Implementing Your Equity Agreement
Once you've determined the right allocation, proper implementation is crucial:
- Consult Legal Experts: Work with attorneys experienced in startup equity structures
- Create Formal Agreements: Utilize standardized documents like:
- Founder Equity Agreement
- Stock Purchase Agreements
- Intellectual Property Assignment
- Operating Agreement or Corporate Bylaws
The Dynamic Nature of Equity: Planning for Change
Remember that equity allocation isn't permanently fixed. Build in mechanisms for adjustment:
- Milestone-Based Adjustments: Additional equity based on achieving specific company goals
- Performance Acceleration: Vesting acceleration for exceptional contribution
- Founder Stock Option Pools: Reserved equity for future performance-based allocation
- Buyback Right of First Refusal: Procedures for equity redistribution if a founder exits
Going Beyond Percentages: Alternative Approaches
Some startups are exploring creative alternatives to traditional equity splits:
- Tiered Equity Rights: Different classes of equity with varying voting and economic rights
- Profit-Share Hybrids: Combining smaller equity stakes with profit-share arrangements
- Guild Model: Function-based equity allocation that evolves as the company grows
Preparing for Due Diligence
As discussed in our companion piece, "The Due Diligence Survival Guide: Preparing Your Data Room for Scrutiny," investors will closely examine your cap table and founder agreements.

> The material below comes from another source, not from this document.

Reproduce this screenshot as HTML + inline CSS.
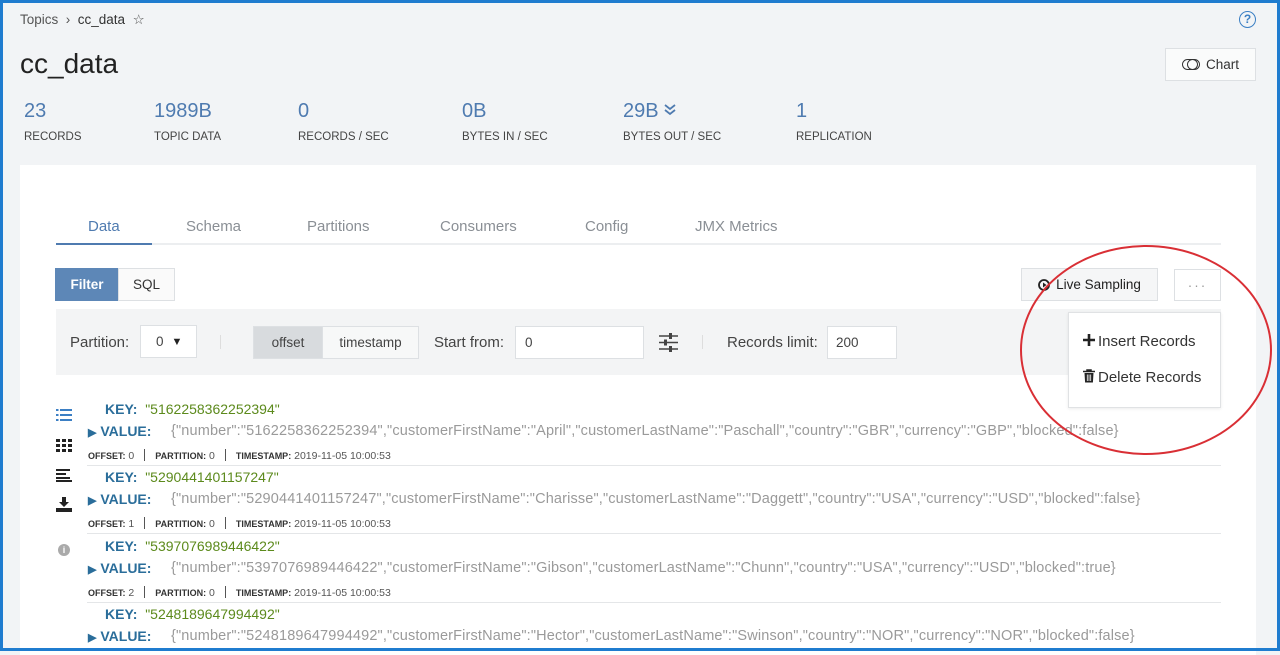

Having a thoughtful, well-documented equity structure demonstrates maturity and foresight. Elements that will face scrutiny include:
- Clear documentation of all equity allocations
- Properly executed vesting agreements
- Intellectual property assignments
- Decision rights and board composition
- Future equity plans and option pools
In Conclusion: Equity as a Foundation for Success
Thoughtful equity allocation isn't just about fairness, it's about creating a stable foundation for growth. With the right structure, you align incentives, reduce conflict risk, and position your startup for success.
Remember these key principles
- Base allocations on meaningful contributions
- Document everything thoroughly
- Build in flexibility and protection mechanisms
- Focus on growing company value over percentage ownership
- Revisit allocations during major business transitions
By taking the time to get equity right from the start, you'll avoid the painful disputes that derail so many promising startups and create the alignment necessary for long-term success.
Essential Equity Terms and Formulas
Key Terms
- Cap Table (Capitalization Table): A spreadsheet showing the equity ownership breakdown of a company
- Fully Diluted Shares: Total number of shares including issued shares, options, warrants, and convertible securities
- Cliff: Period before any equity vests (typically 1 year)
- Vesting Schedule: Timeline over which founders or employees earn their equity (typically 4 years)
- Acceleration: Provision allowing equity to vest faster upon certain events (acquisition, performance milestones)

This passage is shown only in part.